## Provided data
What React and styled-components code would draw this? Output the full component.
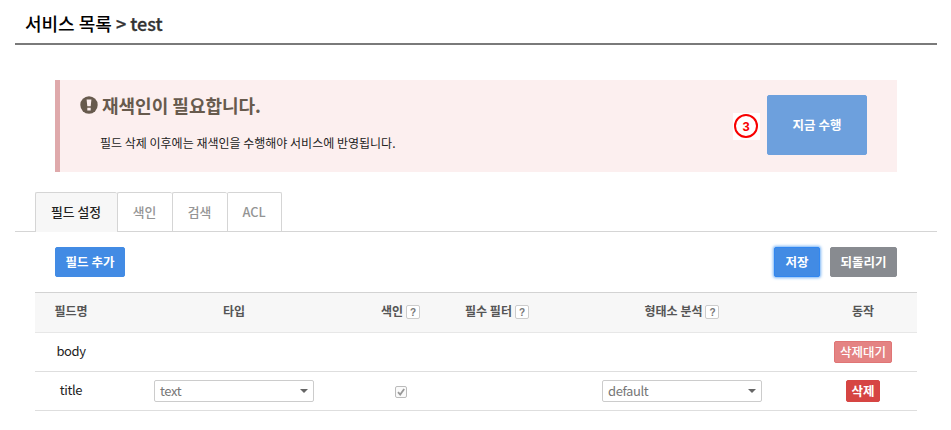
import React from 'react';
import styled, { createGlobalStyle } from 'styled-components';

const GlobalStyle = createGlobalStyle`
  * { box-sizing: border-box; }
  body {
    margin: 0;
    background: #fff;
    color: #222;
    font: 12px/20px "Noto Sans CJK KR", sans-serif;
  }
  button { font-family: inherit; }
`;

const Page = styled.main`
  width: 951px;
  height: 430px;
  padding: 0 14px 0 15px;
  overflow: hidden;
`;

const Title = styled.h1`
  margin: 0;
  height: 45px;
  padding: 10px 0 0 10px;
  border-bottom: 2px solid #7a7a7a;
  color: #000;
  font-size: 18px;
  font-weight: 500;
  line-height: 26px;
  white-space: pre;
`;

const Crumb = styled.span`
  color: #333;
  -webkit-text-stroke: 0.3px #333;
`;

const Alert = styled.section`
  display: flex;
  justify-content: space-between;
  align-items: flex-start;
  height: 92px;
  margin: 35px 40px 20px;
  padding: 15px 30px 0 20px;
  border-left: 5px solid #dfa9ab;
  background: #fcefef;
`;

const AlertTitle = styled.h2`
  display: flex;
  align-items: center;
  gap: 4px;
  margin: -3px 0 0;
  color: #675a4d;
  font-size: 18px;
  font-weight: 700;
  line-height: 26px;
`;

const AlertText = styled.p`
  margin: 15px 0 0 20px;
  line-height: 20px;
`;

const AlertActions = styled.div`
  display: flex;
  gap: 7px;
`;

const Step = styled.svg`
  width: 27px;
  height: 27px;
  margin-top: 18px;
  background: #fff;
`;

const Button = styled.button`
  width: ${(p) => p.$width}px;
  height: ${(p) => p.$height || 30}px;
  padding: 0 0 1px;
  border: 1px solid ${(p) => p.$border || p.$color};
  border-radius: 2px;
  background: ${(p) => p.$color};
  box-shadow: ${(p) => (p.$focused ? '0 0 3px 1px #78b4f5' : 'none')};
  color: #fff;
  font-size: 12.5px;
  font-weight: ${(p) => p.$weight || 700};
  line-height: 18px;
  white-space: nowrap;
`;

const Tabs = styled.nav`
  display: flex;
  height: 40px;
  padding-left: 20px;
  border-bottom: 1px solid #d5d5d5;
`;

const Tab = styled.div`
  width: ${(p) => p.$width}px;
  height: ${(p) => (p.$active ? 40 : 39)}px;
  padding-right: 1px;
  border: 1px solid #d5d5d5;
  border-width: 1px 0 0 1px;
  border-radius: 2px 2px 0 0;
  background: ${(p) => (p.$active ? '#f7f7f7' : '#fff')};
  color: ${(p) => (p.$active ? '#222' : '#949494')};
  font-size: 12.8px;
  font-weight: 500;
  line-height: 38px;
  text-align: center;

  &:last-child {
    border-right-width: 1px;
  }
`;

const Toolbar = styled.div`
  display: flex;
  justify-content: space-between;
  height: 60px;
  padding: 15px 40px;
`;

const ButtonGroup = styled.div`
  display: flex;
  gap: 10px;
`;

const Table = styled.div`
  width: 882px;
  margin-left: 20px;
  border-top: 1px solid #d3d3d3;
`;

const Row = styled.div`
  display: grid;
  grid-template-columns: 72px 254px 79px 114px 256px 106px;
  align-items: center;
  height: 39px;
  border-bottom: 1px solid #dedede;
`;

const HeadRow = styled(Row)`
  height: 40px;
  padding-bottom: 4px;
  background: #f7f7f7;
  border-bottom-color: #e7e7e7;
  color: #555;
  font-weight: 700;
`;

const Cell = styled.div`
  display: flex;
  justify-content: center;
  align-items: center;
  gap: 3px;
`;

const FieldName = styled(Cell)`
  padding-bottom: 2px;
  font-size: 13px;
  letter-spacing: -0.4px;
`;

const HelpBox = styled.span`
  width: 14px;
  height: 14px;
  margin-top: 2px;
  border: 1px solid #ccc;
  border-radius: 2px;
  background: #fff;
  color: #777;
  font: 700 10px/13px "Liberation Sans", sans-serif;
  text-align: center;
`;

const SelectBox = styled.div`
  display: flex;
  justify-content: space-between;
  align-items: center;
  width: 160px;
  height: 22px;
  padding: 0 5px;
  border: 1px solid #ccc;
  border-radius: 2px;
  color: #777;
  font-size: 13px;
  letter-spacing: -0.4px;
  line-height: 20px;
`;

const Caret = styled.svg`
  width: 8px;
  height: 4px;
`;

const Checkbox = styled.svg`
  width: 12px;
  height: 12px;
  margin-top: 2px;
`;

const columns = [
  { label: '필드명' },
  { label: '타입' },
  { label: '색인', help: true },
  { label: '필수 필터', help: true },
  { label: '형태소 분석', help: true },
  { label: '동작' },
];

const tabs = [
  { label: '필드 설정', width: 82, active: true },
  { label: '색인', width: 55 },
  { label: '검색', width: 55 },
  { label: 'ACL', width: 55 },
];

function Select({ value }) {
  return (
    <SelectBox>
      {value}
      <Caret viewBox="0 0 8 4"><path d="M0 0h8L4 4z" fill="#666" /></Caret>
    </SelectBox>
  );
}

export default function App() {
  return (
    <Page>
      <GlobalStyle />
      <Title>서비스 목록<Crumb> &gt; test</Crumb></Title>
      <Alert>
        <div>
          <AlertTitle>
            <svg width="18" height="18" viewBox="0 0 18 18">
              <circle cx="9" cy="9" r="8.7" fill="#675a4d" />
              <path d="M6.6 3.5h4.8l-.7 6.8H7.3zM7.3 11.7h3.4v2.7H7.3z" fill="#fcefef" />
            </svg>
            재색인이 필요합니다.
          </AlertTitle>
          <AlertText>필드 삭제 이후에는 재색인을 수행해야 서비스에 반영됩니다.</AlertText>
        </div>
        <AlertActions>
          <Step viewBox="0 0 27 27">
            <circle cx="13" cy="13" r="11" fill="none" stroke="#f80000" strokeWidth="2" />
            <text x="13" y="18" textAnchor="middle" fill="#f80000" fontFamily="Liberation Sans, sans-serif" fontSize="13" fontWeight="700">3</text>
          </Step>
          <Button $width={100} $height={60} $color="#6da0dd">지금 수행</Button>
        </AlertActions>
      </Alert>
      <Tabs>
        {tabs.map((t) => (
          <Tab key={t.label} $width={t.width} $active={t.active}>{t.label}</Tab>
        ))}
      </Tabs>
      <Toolbar>
        <Button $width={70} $color="#428be4">필드 추가</Button>
        <ButtonGroup>
          <Button $width={46} $color="#428be4" $border="#3187f1" $focused>저장</Button>
          <Button $width={67} $color="#888b90">되돌리기</Button>
        </ButtonGroup>
      </Toolbar>
      <Table>
        <HeadRow>
          {columns.map((c) => (
            <Cell key={c.label}>
              {c.label}
              {c.help && <HelpBox>?</HelpBox>}
            </Cell>
          ))}
        </HeadRow>
        <Row>
          <FieldName>body</FieldName>
          <Cell />
          <Cell />
          <Cell />
          <Cell />
          <Cell><Button $width={58} $height={22} $color="#e48383" $border="#e07575" $weight={500}>삭제대기</Button></Cell>
        </Row>
        <Row>
          <FieldName>title</FieldName>
          <Cell><Select value="text" /></Cell>
          <Cell>
            <Checkbox viewBox="0 0 12 12">
              <rect x=".5" y=".5" width="11" height="11" rx="1.5" fill="#fafafa" stroke="#bbb" />
              <path d="M3 6.2 5.2 8.6 9.2 3" fill="none" stroke="#999" strokeWidth="1.8" />
            </Checkbox>
          </Cell>
          <Cell />
          <Cell><Select value="default" /></Cell>
          <Cell><Button $width={34} $height={22} $color="#d64543">삭제</Button></Cell>
        </Row>
      </Table>
    </Page>
  );
}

## Task statement
Write out the listing above again, exactly, but with no pictures in the copy.

## Solved problem
What React and styled-components code would draw this? Output the full component.
import React from 'react';
import styled, { createGlobalStyle } from 'styled-components';

const GlobalStyle = createGlobalStyle`
  * { box-sizing: border-box; }
  body {
    margin: 0;
    background: #fff;
    color: #222;
    font: 12px/20px "Noto Sans CJK KR", sans-serif;
  }
  button { font-family: inherit; }
`;

const Page = styled.main`
  width: 951px;
  height: 430px;
  padding: 0 14px 0 15px;
  overflow: hidden;
`;

const Title = styled.h1`
  margin: 0;
  height: 45px;
  padding: 10px 0 0 10px;
  border-bottom: 2px solid #7a7a7a;
  color: #000;
  font-size: 18px;
  font-weight: 500;
  line-height: 26px;
  white-space: pre;
`;

const Crumb = styled.span`
  color: #333;
  -webkit-text-stroke: 0.3px #333;
`;

const Alert = styled.section`
  display: flex;
  justify-content: space-between;
  align-items: flex-start;
  height: 92px;
  margin: 35px 40px 20px;
  padding: 15px 30px 0 20px;
  border-left: 5px solid #dfa9ab;
  background: #fcefef;
`;

const AlertTitle = styled.h2`
  display: flex;
  align-items: center;
  gap: 4px;
  margin: -3px 0 0;
  color: #675a4d;
  font-size: 18px;
  font-weight: 700;
  line-height: 26px;
`;

const AlertText = styled.p`
  margin: 15px 0 0 20px;
  line-height: 20px;
`;

const AlertActions = styled.div`
  display: flex;
  gap: 7px;
`;

const Step = styled.svg`
  width: 27px;
  height: 27px;
  margin-top: 18px;
  background: #fff;
`;

const Button = styled.button`
  width: ${(p) => p.$width}px;
  height: ${(p) => p.$height || 30}px;
  padding: 0 0 1px;
  border: 1px solid ${(p) => p.$border || p.$color};
  border-radius: 2px;
  background: ${(p) => p.$color};
  box-shadow: ${(p) => (p.$focused ? '0 0 3px 1px #78b4f5' : 'none')};
  color: #fff;
  font-size: 12.5px;
  font-weight: ${(p) => p.$weight || 700};
  line-height: 18px;
  white-space: nowrap;
`;

const Tabs = styled.nav`
  display: flex;
  height: 40px;
  padding-left: 20px;
  border-bottom: 1px solid #d5d5d5;
`;

const Tab = styled.div`
  width: ${(p) => p.$width}px;
  height: ${(p) => (p.$active ? 40 : 39)}px;
  padding-right: 1px;
  border: 1px solid #d5d5d5;
  border-width: 1px 0 0 1px;
  border-radius: 2px 2px 0 0;
  background: ${(p) => (p.$active ? '#f7f7f7' : '#fff')};
  color: ${(p) => (p.$active ? '#222' : '#949494')};
  font-size: 12.8px;
  font-weight: 500;
  line-height: 38px;
  text-align: center;

  &:last-child {
    border-right-width: 1px;
  }
`;

const Toolbar = styled.div`
  display: flex;
  justify-content: space-between;
  height: 60px;
  padding: 15px 40px;
`;

const ButtonGroup = styled.div`
  display: flex;
  gap: 10px;
`;

const Table = styled.div`
  width: 882px;
  margin-left: 20px;
  border-top: 1px solid #d3d3d3;
`;

const Row = styled.div`
  display: grid;
  grid-template-columns: 72px 254px 79px 114px 256px 106px;
  align-items: center;
  height: 39px;
  border-bottom: 1px solid #dedede;
`;

const HeadRow = styled(Row)`
  height: 40px;
  padding-bottom: 4px;
  background: #f7f7f7;
  border-bottom-color: #e7e7e7;
  color: #555;
  font-weight: 700;
`;

const Cell = styled.div`
  display: flex;
  justify-content: center;
  align-items: center;
  gap: 3px;
`;

const FieldName = styled(Cell)`
  padding-bottom: 2px;
  font-size: 13px;
  letter-spacing: -0.4px;
`;

const HelpBox = styled.span`
  width: 14px;
  height: 14px;
  margin-top: 2px;
  border: 1px solid #ccc;
  border-radius: 2px;
  background: #fff;
  color: #777;
  font: 700 10px/13px "Liberation Sans", sans-serif;
  text-align: center;
`;

const SelectBox = styled.div`
  display: flex;
  justify-content: space-between;
  align-items: center;
  width: 160px;
  height: 22px;
  padding: 0 5px;
  border: 1px solid #ccc;
  border-radius: 2px;
  color: #777;
  font-size: 13px;
  letter-spacing: -0.4px;
  line-height: 20px;
`;

const Caret = styled.svg`
  width: 8px;
  height: 4px;
`;

const Checkbox = styled.svg`
  width: 12px;
  height: 12px;
  margin-top: 2px;
`;

const columns = [
  { label: '필드명' },
  { label: '타입' },
  { label: '색인', help: true },
  { label: '필수 필터', help: true },
  { label: '형태소 분석', help: true },
  { label: '동작' },
];

const tabs = [
  { label: '필드 설정', width: 82, active: true },
  { label: '색인', width: 55 },
  { label: '검색', width: 55 },
  { label: 'ACL', width: 55 },
];

function Select({ value }) {
  return (
    <SelectBox>
      {value}
      <Caret viewBox="0 0 8 4"><path d="M0 0h8L4 4z" fill="#666" /></Caret>
    </SelectBox>
  );
}

export default function App() {
  return (
    <Page>
      <GlobalStyle />
      <Title>서비스 목록<Crumb> &gt; test</Crumb></Title>
      <Alert>
        <div>
          <AlertTitle>
            <svg width="18" height="18" viewBox="0 0 18 18">
              <circle cx="9" cy="9" r="8.7" fill="#675a4d" />
              <path d="M6.6 3.5h4.8l-.7 6.8H7.3zM7.3 11.7h3.4v2.7H7.3z" fill="#fcefef" />
            </svg>
            재색인이 필요합니다.
          </AlertTitle>
          <AlertText>필드 삭제 이후에는 재색인을 수행해야 서비스에 반영됩니다.</AlertText>
        </div>
        <AlertActions>
          <Step viewBox="0 0 27 27">
            <circle cx="13" cy="13" r="11" fill="none" stroke="#f80000" strokeWidth="2" />
            <text x="13" y="18" textAnchor="middle" fill="#f80000" fontFamily="Liberation Sans, sans-serif" fontSize="13" fontWeight="700">3</text>
          </Step>
          <Button $width={100} $height={60} $color="#6da0dd">지금 수행</Button>
        </AlertActions>
      </Alert>
      <Tabs>
        {tabs.map((t) => (
          <Tab key={t.label} $width={t.width} $active={t.active}>{t.label}</Tab>
        ))}
      </Tabs>
      <Toolbar>
        <Button $width={70} $color="#428be4">필드 추가</Button>
        <ButtonGroup>
          <Button $width={46} $color="#428be4" $border="#3187f1" $focused>저장</Button>
          <Button $width={67} $color="#888b90">되돌리기</Button>
        </ButtonGroup>
      </Toolbar>
      <Table>
        <HeadRow>
          {columns.map((c) => (
            <Cell key={c.label}>
              {c.label}
              {c.help && <HelpBox>?</HelpBox>}
            </Cell>
          ))}
        </HeadRow>
        <Row>
          <FieldName>body</FieldName>
          <Cell />
          <Cell />
          <Cell />
          <Cell />
          <Cell><Button $width={58} $height={22} $color="#e48383" $border="#e07575" $weight={500}>삭제대기</Button></Cell>
        </Row>
        <Row>
          <FieldName>title</FieldName>
          <Cell><Select value="text" /></Cell>
          <Cell>
            <Checkbox viewBox="0 0 12 12">
              <rect x=".5" y=".5" width="11" height="11" rx="1.5" fill="#fafafa" stroke="#bbb" />
              <path d="M3 6.2 5.2 8.6 9.2 3" fill="none" stroke="#999" strokeWidth="1.8" />
            </Checkbox>
          </Cell>
          <Cell />
          <Cell><Select value="default" /></Cell>
          <Cell><Button $width={34} $height={22} $color="#d64543">삭제</Button></Cell>
        </Row>
      </Table>
    </Page>
  );
}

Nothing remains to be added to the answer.